Monday, July 17, 2006

Origins Of HIV

So many questions have been posted since the discovery of the Human Immunodeficiency Virus but the most compelling has been that of its origins. Is it a new virus or an old virus that had lied dormant but going through mutations?

One way of tracing its origins was to look for similar viruses in non-human primates. Monkeys and apes were the most notable targets since they are known to be infected by some other important viruses that are known to infect man e.g. yellow fever virus.

In 1984 Max Essex et al examined large numbers of primates by serologically testing for cross-reactive epitopes in their sera.
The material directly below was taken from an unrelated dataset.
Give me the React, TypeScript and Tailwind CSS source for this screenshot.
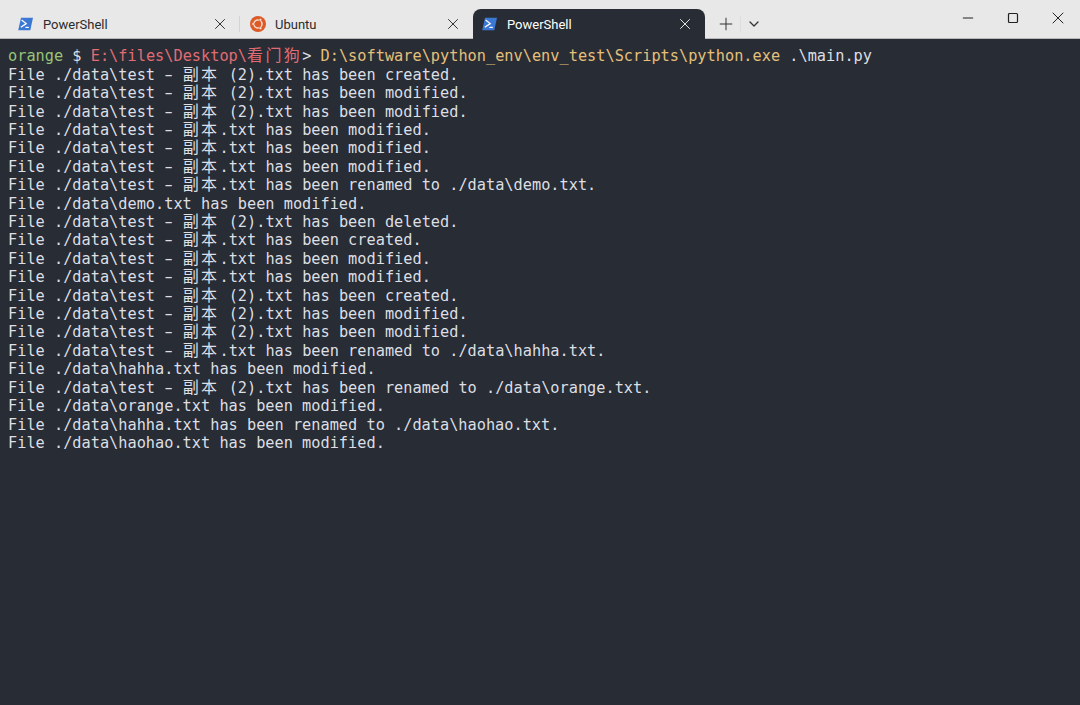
import { Plus, ChevronDown, X, Minus, Square } from 'lucide-react';

const created = 'has been created.';
const modified = 'has been modified.';

const lines = [
  `File ./data\\test - 副本 (2).txt ${created}`,
  `File ./data\\test - 副本 (2).txt ${modified}`,
  `File ./data\\test - 副本 (2).txt ${modified}`,
  `File ./data\\test - 副本.txt ${modified}`,
  `File ./data\\test - 副本.txt ${modified}`,
  `File ./data\\test - 副本.txt ${modified}`,
  'File ./data\\test - 副本.txt has been renamed to ./data\\demo.txt.',
  `File ./data\\demo.txt ${modified}`,
  'File ./data\\test - 副本 (2).txt has been deleted.',
  `File ./data\\test - 副本.txt ${created}`,
  `File ./data\\test - 副本.txt ${modified}`,
  `File ./data\\test - 副本.txt ${modified}`,
  `File ./data\\test - 副本 (2).txt ${created}`,
  `File ./data\\test - 副本 (2).txt ${modified}`,
  `File ./data\\test - 副本 (2).txt ${modified}`,
  'File ./data\\test - 副本.txt has been renamed to ./data\\hahha.txt.',
  `File ./data\\hahha.txt ${modified}`,
  'File ./data\\test - 副本 (2).txt has been renamed to ./data\\orange.txt.',
  `File ./data\\orange.txt ${modified}`,
  'File ./data\\hahha.txt has been renamed to ./data\\haohao.txt.',
  `File ./data\\haohao.txt ${modified}`,
];

// CJK glyphs take exactly two terminal cells, the dash is drawn wider than DejaVu's
function Cells({ text }: { text: string }) {
  return (
    <>
      {text.split(/([\u4e00-\u9fff]| - )/).map((part, i) => {
        if (part === ' - ') {
          return (
            <span key={i}>
              {' '}
              <span className="inline-block scale-x-[1.6]">-</span>{' '}
            </span>
          );
        }
        if (/[\u4e00-\u9fff]/.test(part)) {
          return (
            <span key={i} className="inline-block w-[18.4px] text-left text-[16px] leading-none">
              {part}
            </span>
          );
        }
        return <span key={i}>{part}</span>;
      })}
    </>
  );
}

function PowerShellIcon() {
  return (
    <svg width="15" height="14" viewBox="0 0 15 14" className="shrink-0">
      <path d="M3 .8h12L12.3 13.2H.2z" fill="#3b78d4" />
      <path d="M3.6 3l4.6 3.6-5.4 3.6" fill="none" stroke="#fff" strokeWidth="1.3" />
      <path d="M7.4 10.4h3.4" stroke="#fff" strokeWidth="1.2" />
    </svg>
  );
}

function UbuntuIcon() {
  return (
    <svg width="16" height="16" viewBox="0 0 16 16" className="shrink-0">
      <circle cx="8" cy="8" r="8" fill="#dc5a26" />
      <circle cx="8" cy="8" r="4" fill="none" stroke="#f6d9c9" strokeWidth="1.6" />
      <circle cx="3.2" cy="8" r="1.4" fill="#f6e6dc" stroke="#dc5a26" strokeWidth="0.6" />
      <circle cx="10.4" cy="3.8" r="1.4" fill="#f6e6dc" stroke="#dc5a26" strokeWidth="0.6" />
      <circle cx="10.4" cy="12.2" r="1.4" fill="#f6e6dc" stroke="#dc5a26" strokeWidth="0.6" />
    </svg>
  );
}

function Tab({ label, icon, active, wide }: { label: string; icon: React.ReactNode; active?: boolean; wide?: boolean }) {
  return (
    <div
      className={
        active
          ? 'flex h-[30px] w-[232px] items-center rounded-t-lg bg-[#282c34] pl-[9px] pr-[11px] text-white'
          : wide
            ? 'flex h-[30px] w-[233px] items-center pl-[10px] pr-[11px] text-[#2b2b2b]'
            : 'flex h-[30px] w-[232px] items-center pl-[10px] pr-[11px] text-[#2b2b2b]'
      }
    >
      <span className="flex w-[15px] justify-center">{icon}</span>
      <span className="ml-[10px] mt-[2px] flex-1 font-['Roboto',sans-serif] text-[13px]">{label}</span>
      <X
        size={18}
        absoluteStrokeWidth
        strokeWidth={1}
        className={active ? 'text-[#e4e4e4]' : 'text-[#333]'}
      />
    </div>
  );
}

export default function App() {
  return (
    <div className="flex h-[705px] w-[1080px] flex-col overflow-hidden bg-[#282c34]">
      <div className="flex h-[39px] items-end justify-between border-b border-[#b8b8b8] bg-[#e8e8e8] pl-[8px]">
        <div className="-mb-px flex items-end">
          <Tab label="PowerShell" icon={<PowerShellIcon />} />
          <div className="-ml-px mb-[7px] h-[16px] w-px bg-[#d4d4d4]" />
          <Tab label="Ubuntu" icon={<UbuntuIcon />} wide />
          <Tab label="PowerShell" icon={<PowerShellIcon />} active />
          <div className="flex h-[30px] items-center pl-[9px] text-[#333]">
            <span className="flex w-[23px] justify-center">
              <Plus size={20} absoluteStrokeWidth strokeWidth={1} />
            </span>
            <div className="ml-[3px] h-[16px] w-px bg-[#dedede]" />
            <span className="ml-[5px] flex w-[16px] justify-center">
              <ChevronDown size={16} absoluteStrokeWidth strokeWidth={1.3} />
            </span>
          </div>
        </div>
        <div className="mb-[10px] flex h-[20px] items-center self-end text-[#222]">
          <span className="flex w-[45px] justify-center">
            <Minus size={16} absoluteStrokeWidth strokeWidth={1.2} />
          </span>
          <span className="flex w-[45px] justify-center">
            <Square size={12} absoluteStrokeWidth strokeWidth={1.2} />
          </span>
          <span className="flex w-[45px] justify-center">
            <X size={20} absoluteStrokeWidth strokeWidth={1} />
          </span>
        </div>
      </div>
      <div className="whitespace-pre px-[8px] pt-[8.4px] font-['DejaVu_Sans_Mono','Noto_Sans_CJK_SC',monospace] text-[15.28px] leading-[18.4px] text-[#dcdfe4]">
        <div>
          <span className="text-[#98c379]">orange</span>
          <span> $ </span>
          <span className="text-[#e06c75]">
            <Cells text="E:\files\Desktop\看门狗" />
          </span>
          <span>&gt; </span>
          <span className="text-[#e5c07b]">D:\software\python_env\env_test\Scripts\python.exe</span>
          <span> .\main.py</span>
        </div>
        {lines.map((line, i) => (
          <div key={i}>
            <Cells text={line} />
          </div>
        ))}
      </div>
    </div>
  );
}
They found thus a monkey virus related to HIV in blood samples of the Asian macaques (macaca mulatta) housed at New England primate centre. At the same time captive macaques were reported to be developing AIDS-like symptoms, the virus was isolated and named SIV (simian immunodeficiency virus). It was clearly related to HIV; it infected the same CD4 subset of lymphocytes and reacted with antibodies produced by AIDS patients. The biochemical properties of SIV were similar to those of HIV.

Further studies have shown that SIV and HIV are 50% related at nucleotide level and that the organisation of structural and regulatory genes except that SIV has vpx gene which is not found in HIV and equally HIV has vpu gene not found in SIV. Like in humans with HIV, SIV infected monkeys showed decreased T4-cell count with evident immunosuppression and subsequent death to opportunistic infection.

What shocked researchers was that wild Asian macaques did not have any evidence of prior exposure to SIV or any HIV-like agent, thus infection had been limited to a small group of captive monkeys. This suggested that SIV did not naturally infect Asian monkeys in the wild.

In the same year blood samples from representative African primates, including wild caught chimpanzees (pan troglodytes); African green monkeys (cercopithecus aethiopis) and baboons (papio spp) were analysed. No evidence of SIV was found in chimpanzees or baboons but 50% of the African green monkeys did show evidence of SIV infection. Subsequent analysis of samples from other African Green monkeys has shown that 30-70% have SIV infection.

What puzzled investigators was why SIV does not seem to cause any disease or harm to AG monkeys yet wrecked havoc to Asian monkeys. This observation has also been made in that chimpanzees are the only animals that can be experimentally infected with HIV isolated from AIDS patients, yet the virus does not seem to cause any lethal disease in chimpanzees as it does in man.

Clearly SIV is the closest relative of the Human Immunodeficiency Virus, however the 50% relationship at nucleotide sequence level could not make it the immediate precursor of HIV, thus probably there were other intermediate viruses. In 1985 there was evidence in Senegal of such a virus.

It was found that about 10% of prostitutes there had antibodies that reacted with both HIV and SIV. Surprisingly the antibodies reacted much better with SIV than HIV particularly the external envelop glycoproteins. HIV-positive sera from US and central Africa did not react very well with the SIV envelope antigens. This virus was then called HIV-2, nevertheless studies have shown that people with HIV-2 have antibodies that are entirely reactive with SIV antigens. Genetic studies have shown that their nucleotide sequences are closely related too suggesting that these viruses share evolutionary roots.

Essex’s study showed that HIV-2 was endemic in West Africa. Isolation of HIV-2 from patients referred to Europe for treatment suggested that HIV-2 could in fact cause AIDS. Seroepidemiological studies showed that HIV-2 was transmitted sexually. Prostitutes who tested HIV-2 positive in 1985 were subsequently followed and examined for any abnormal clinical symptoms. In contrast to prostitutes in other parts of Africa with HIV-1, they showed negligible rates of lymphadenopathy, AIDS-related complex or AIDS itself. Thus the virulence of HIV-1 was greater as compared to HIV-2.